Boeing has delivered its first 787 Dreamliner to Japanese airline All Nippon Airways (ANA) for $200 million, three years later than its original due date.
Boeing has received just over 820 Dreamliner orders to date. ANA is to use its recent delivery for domestic flights before venturing toward international flights. Though it uses only 80% fuel flying similar distances in relation to the Boeing 767, the Dreamliner outflies the Boeing 767 by more than 50%.
Boeing has received orders for 54 additional Dreamliners from the Japanese airline. The aircrafts are worth $11 billion each, and there are 40 Boeing 787-8 passenger planes among the orders.
Boeing plans to deliver four planes to ANA in 2011, eight in 2012, and complete its 787 deliveries to the carrier by the close of 2017.
Carriers will be able to save as much as a fifth on fuel costs thanks to the Dreamliner’s carbon fiber design. It also boasts better quality cabin air and adjustable light windows, affording passengers greater comfort.
Delays Add $30 Billion in Expenses
Delays to 787 deliveries have brought expenses to over $30 billion, which is likely to impact Boeing’s profit from the aircraft. The company may see the decade close out without return from its 787 planes, and with no guarantees thereafter. Boeing has fixed the monthly aim of producing 10 planes from 2013 onward.

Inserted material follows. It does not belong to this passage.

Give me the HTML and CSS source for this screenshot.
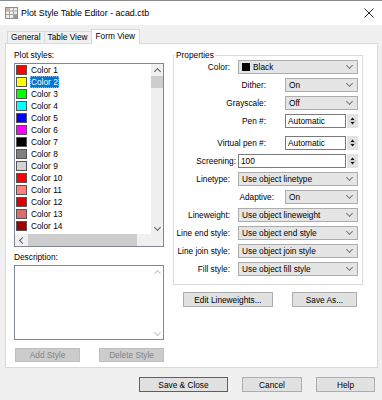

The 787 was to take to the skies commercially in mid-2008 but its launch suffered significant delays. The aircraft’s maiden voyage was in December 2009, and its flight-testing came to an end midway through 2011. The aide-body airliner gained safety approval from the EU Aviation Safety Agency and the Federal Aviation Administration at the end of August 2011.
Cost Wins Out Over Speed in Aviation Industry Priorities
Though Boeing had been pursuing a line of “Sonic Cruiser” aircraft ten years ago, the worldwide financial crisis reordered airline demand on the aerospace industry. When the speed criterion lost out to cost effectiveness, aircraft manufacturers redirected their efforts to produce less fuel-hungry jets based on composite technology.
Boeing's 787 Dreamliner is a twin-engine, long-range jet that takes between 210 and 290 passengers. The aircraft’s windshield is in four panels, its nose smoother than similar models, and its engine nacelles (covers that attach the engine to the jet) are fitted with noise-reducing chevron nozzles.
Boeing continues to experience turbulence due to an ongoing dispute with Washington labor unions. The National Labor Relations Board and the International Association of Machinists allege the aviation company is constructing a non-union 787 site in South Carolina due to previous strike action.
Key Facts – Boeing’s 787 Dreamliner Innovation
- Lighter maintenance and less intensive pilot training cut 787 operation costs by 10%.
- The 787 is fitted with new sensors that lessen turbulence.
- Better quality, less dry cabin air and lower cabin pressure will reduce the physical strain of traveling.
- Bigger windows, including a dimming option, increase passenger comfort.